Point it at the air around you and it tells you, in plain English, whether to stay or run. That is the promise behind ATLAS, a handheld field instrument that looks like it walked straight off the set of Star Trek — except this one is real, and it runs on the Raspberry Pi RP2350.
ATLAS, short for Advanced Tactical Laboratory and Analysis System, is the work of the team at Second Robotics, who set out to build a rugged tool for explorers, engineers, and anyone heading somewhere the weather and the air cannot be trusted. Instead of dumping raw numbers on a screen, it interprets them. A cluster of pro-grade sensors feeds readings for radiation, CO₂, VOCs, temperature, humidity, light, sound, and magnetic fields into the microcontroller, which turns them into direct calls like “Safe background radiation levels” or “Storm incoming in 2 hours, 68% chance.”
That translation layer is what separates ATLAS from a pile of breakout boards. The device is built to survive drops, dust, and long days in the field, with a housing designed around real-world abuse rather than a benchtop demo.
What's under the hood
The brain is the RP2350, Raspberry Pi's dual-core microcontroller with hardware security features and enough headroom to poll a wide sensor array without stalling. Each sensor talks over a standard bus like I²C, so the firmware reads them in a loop, applies thresholds, and pushes plain-language alerts to the display. Because everything runs on a microcontroller rather than a full Linux board, ATLAS boots instantly and sips power — important when your nearest outlet is a two-day hike away.

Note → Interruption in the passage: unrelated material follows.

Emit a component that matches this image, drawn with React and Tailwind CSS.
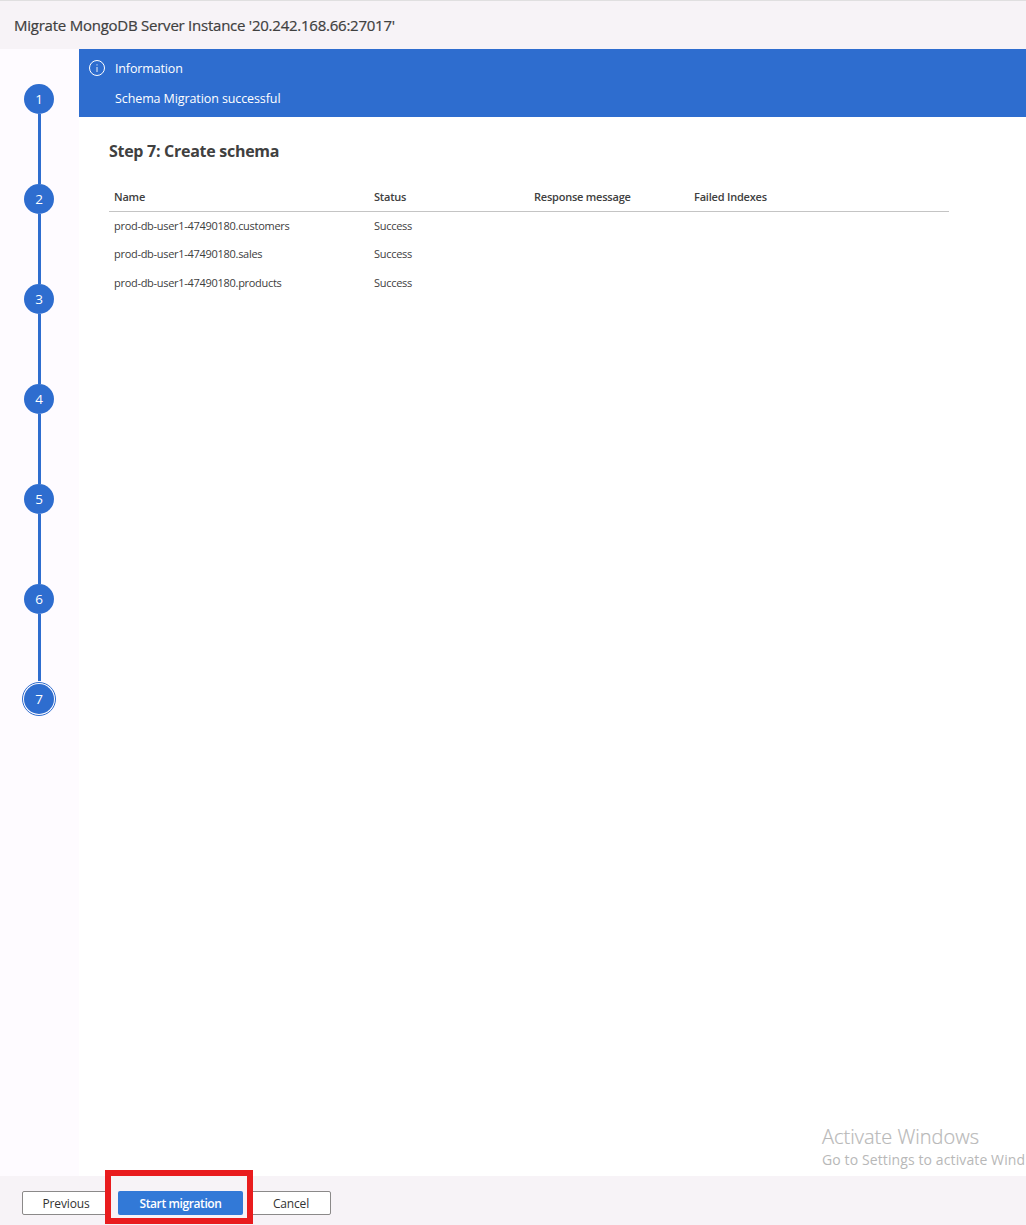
const steps = [1, 2, 3, 4, 5, 6, 7];
const collections = ["customers", "sales", "products"];

function Step({ number }) {
  const current = number === 7;
  return (
    <li className="flex flex-col items-center">
      <span
        className={
          "flex h-[30px] w-[30px] shrink-0 items-center justify-center rounded-full bg-[#2e6dcf] text-[13.5px] leading-none text-white " +
          (current ? "outline outline-1 outline-offset-1 outline-[#2e6dcf]" : "")
        }
      >
        <span className="pt-px">{number}</span>
      </span>
      {!current && (
        <span className={"ml-[1px] w-[3px] bg-[#2e6dcf] " + (number === 6 ? "mb-[3px] h-[67px]" : "h-[70px]")} />
      )}
    </li>
  );
}

export default function App() {
  return (
    <div className="flex h-[1225px] w-[1026px] flex-col overflow-hidden bg-white font-['Open_Sans','Noto_Sans',sans-serif] text-[#404040]">
      <header className="flex h-[49px] shrink-0 items-center border-t border-[#e0dfe0] bg-[#f7f3f7] pl-[14px] text-[15px] font-medium">
        <h1 className="tracking-[-0.24px] whitespace-nowrap [-webkit-text-stroke:0.2px_#404040]">Migrate MongoDB Server Instance '20.242.168.66:27017'</h1>
      </header>

      <div className="flex min-h-0 flex-1">
        <nav className="w-[79px] shrink-0 bg-[#fefbff] pt-[35px]">
          <ol className="-ml-[1px]">
            {steps.map((n) => (
              <Step key={n} number={n} />
            ))}
          </ol>
        </nav>

        <main className="relative min-w-0 flex-1">
          <section className="flex h-[68px] bg-[#2e6dcf] pl-[10px] pt-[9px] text-[12.5px] leading-5 text-white">
            <svg className="mt-[2px] mr-[10px] h-4 w-4" viewBox="0 0 16 16" fill="none" stroke="currentColor">
              <circle cx="8" cy="8" r="7.5" />
              <path d="M8 7v5M8 4.3v1.2" strokeWidth="0.9" />
            </svg>
            <div className="pt-px whitespace-nowrap">
              <p className="tracking-[-0.15px]">Information</p>
              <p className="mt-[10px] tracking-[-0.1px]">Schema Migration successful</p>
            </div>
          </section>

          <section className="pl-[30px] pt-[22px]">
            <h2 className="text-[16px] leading-6 font-bold tracking-[-0.28px]">Step 7: Create schema</h2>
            <table className="mt-[19.5px] w-[840px] table-fixed border-collapse text-left text-[11px] whitespace-nowrap">
              <colgroup>
                <col className="w-[260px]" />
                <col className="w-[160px]" />
                <col className="w-[160px]" />
                <col className="w-[260px]" />
              </colgroup>
              <thead>
                <tr className="h-[29px] border-b border-[#c4c4c4]">
                  <th className="p-0 pl-[5px] font-semibold tracking-[-0.2px]">Name</th>
                  <th className="p-0 pl-[5px] font-semibold tracking-[-0.2px]">Status</th>
                  <th className="p-0 pl-[5px] font-semibold tracking-[-0.22px]">Response message</th>
                  <th className="p-0 pl-[5px] font-semibold tracking-[-0.2px]">Failed Indexes</th>
                </tr>
              </thead>
              <tbody>
                {collections.map((c) => (
                  <tr key={c} className="h-[28.5px]">
                    <td className="p-0 pl-[5px] tracking-[-0.29px]">prod-db-user1-47490180.{c}</td>
                    <td className="p-0 pl-[5px] tracking-[-0.29px]">Success</td>
                    <td />
                    <td />
                  </tr>
                ))}
              </tbody>
            </table>
          </section>

          <aside className="absolute top-[1076px] left-[743px] whitespace-nowrap text-[#b8b8b8]">
            <p className="text-[20px] leading-6 font-light [-webkit-text-stroke:0.2px_#b8b8b8]">Activate Windows</p>
            <p className="text-[14px] leading-[22px] font-normal tracking-[0.11px]">Go to Settings to activate Wind</p>
          </aside>
        </main>
      </div>

      <footer className="flex h-[49px] shrink-0 gap-2 bg-[#f7f3f7] pt-[15px] pl-[22px] text-[12px] tracking-[-0.15px] text-[#333]">
        <button className="h-6 w-[88px] rounded-[2px] border border-[#8b8989] bg-white pt-px">Previous</button>
        <div className="relative">
          <button className="h-6 w-[125px] rounded-[2px] bg-[#3279d7] pt-px font-semibold tracking-[-0.4px] text-white">Start migration</button>
          <span className="pointer-events-none absolute -top-[21px] -left-[13px] h-[54px] w-[148px] border-[6px] border-[#e91c1e]" />
          <span className="pointer-events-none absolute -top-[15px] -left-[7px] h-[42px] w-[7px] bg-[#f7f3f7]" />
          <span className="pointer-events-none absolute -top-[15px] -right-[4px] h-[42px] w-[4px] bg-[#f7f3f7]" />
        </div>
        <button className="h-6 w-[80px] rounded-[2px] border border-[#8b8989] bg-white pt-px">Cancel</button>
      </footer>
    </div>
  );
}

Build a simpler version yourself
You do not need all eight sensors to start. Pair an RP2350 board with one I²C environmental sensor, add a small display, and write a loop that prints a readable warning when a value crosses a limit. From there you can bolt on a gas or air-quality module and grow toward the full ATLAS idea one sensor at a time.
- A Raspberry Pi RP2350-based board (Pico 2 or similar)
- An I²C environmental sensor such as a BME280, SCD41, or SGP40
- An OLED or small TFT for plain-text alerts
- A LiPo cell and a rugged enclosure to take it outdoors
Originally published on blog.circuit.rocks.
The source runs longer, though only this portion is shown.